Dans ce qui nous est parvenu du théâtre grec, trois pièces semblent rapporter l'interdit, promulgué par Créon, de procéder aux funérailles de Polynice, interdit qui entraîne le refus d'obéir d'Antigone*: l'Antogone de Sophocle (versus 441 av. J.-C.), Les sept contre Thèbes d'Eschyle(467 av. J.-C.) et les Phéniciennes d'Euripide (411 av. J.-C.). À ces trois pièces qui nous sont parvenues intégralement, il faudrait ajouter quelques allusions ou citations fragmentaires de pièces perdues, notamment une Antigone d'Euripide (selon P. Borgeaud, «D'Antigone à Érigone» dans M. Gilbert (dir.) Antigone et le devoir de sépulture, Genève, Labor et Fides, «Actes et recherches», 2005, p. 44-45.
CRÉON
Mais, pour son frère, pour Polynice, dont voici le corps, il sera jeté hors de nos murailles, sans sépulture, en proie aux chiens, puisqu'il eut été le dévastateur du pays cadméen, si un dieu ne s'était pas dressé devant sa lance, à celui-là! Même mort, gardera sa souillure à l'égard des dieux de nos pères, ces dieux qu'il a outragés en lançant une armée étrangère à la conquête de sa ville. On juge donc qu'il doit être enseveli par les seuls oiseaux de l'air pour en payer l'ignominieuse peine, que nul bras ne saurait l'accompagner pour répandre sur lui la terre, ni aucune lamentation l'honorer de ses chants aigus, mais qu'il se doit voir, au contraire, ignominieusement privé du cortège de ses proches.

ANTIGONE
Et je déclare, moi, aux chefs des Cadméens: si personne ne veut aider à l'ensevelir, c'est moi qui l'ensevelirai [...] Des funérailles, un tombeau, toute femme que je suis, je saurai lui en trouver, dussé-je les lui apporter dans le pli de ma robe de lin et seule recouvrir son corps.

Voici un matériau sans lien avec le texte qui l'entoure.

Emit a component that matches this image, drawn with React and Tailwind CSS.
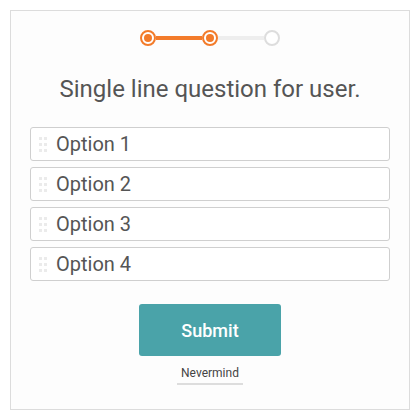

(Eschyle, Les sept contre Thèbes, 1026-1040, trad. de PaulMazon, Paris, Les Belles Lettres, «Universités de France», 1931)

CRÉON
L'homme que l'on prendrait à mettre sur lui des feuillages, à le couvrir de terre, le paierait de sa vie.
ANTIGONE
C'est moi qui l'ensevelirai, même si la cité l'interdit.

ANTIGONE
Permets-moi seulement de le laver selon le rite...
CRÉON
C'est un des actes interdits à tous les citoyens.
ANTIGONE
De bander ses cruelles blessures...
CRÉON
Il n'est aucun honneur que tu puisse lui rendre.
ANTIGONE
Frère chéri, je baiserai du moins ta bouche.

(Euripide, Les Phéniciennes, traduction de Marie Delcourt dans Tragédies grecques, Paris, Gallimard , «Bibliothèque de la Pléiade, 1962).

CRÉON
Toi qui inclines ton front vers la terre, déclares-tu avoir fait cette action ou le nies-tu?
ANTIGONE
Je déclare l'avoir fait et ne le nie point.
CRÉON
[...] Mais toi, réponds sans détours en peu de mots. Connaissais-tu la défense que j'avais fait publier.
ANTIGONE
Je la connaissais. Comment ne pas la connaître? Elle était publique.
CRÉON
Et pourtant tu as osé transgresser cette loi?
ANTIGONE
Ce n'était ni Zeus ni la Justice, compagne des dieux infernaux, qui avaient publié une pareille loi. Et je ne pensais pas que les décrets eussent assez de force pour que les lois non écrites, mais immuables, émanées des dieux, dussent céder à un mortel. Car elles ne sont ni d'aujourd'hui, ni d'hier; elles sont éternelles et personne ne sait quand elles ont pris naissance. [...] Aussi le sort qui m'attend ne me cause aucune peine. Au contraire, si j'avais laissé sans sépulture celui qui connut les mêmes parents que moi, grande serait mon affliction. Ce que j'ai fait ne m'en cause aucune. Si donc ma conduite te paraît insensée, peut-être est-ce un fou qui me taxe de folie.

(Sophocle, Antigone, traduction de J. Bousquet et M. Vacquelin (1897), Paris, Librio, «Théâtre», 2005)

CRÉON
Pourquoi as-tu tenté d'enterrer ton frère?
ANTIGONE
Je le devais.
CRÉON
Je l'avais interdit.
ANTIGONE
Je le devais tout de même. Ceux qu'on n'enterre pas errent éternellement sans jamais trouver de repos. Si mon frère vivant était rentré harassé d'une longue chasse, je lui aurais enlevé ses chaussures, je lui aurais fait à manger, je lui aurais préparé son lit... Polynice aujourd'hui a achevé sa chasse. Il rentre à la maison où mon père et ma mère, et Etéocle aussi, l'attendent. Il a droit au repos.

(Jean Anouilh, Antigone, Paris, La Table Ronde, 1947)

Autres Antigones
Bertolt Brecht, Antigone, adaptation de la traduction allemande faite par Hölderlin de l'Antigone de Sophocle, traduction de l'allemand par Maurice Regnault, L'Arche, 2000.

Henri Bauchau, Antigone, Actes Sud, 1997.

Jean Cocteau, Antigone, Paris, Gallimard, 1948 (1922).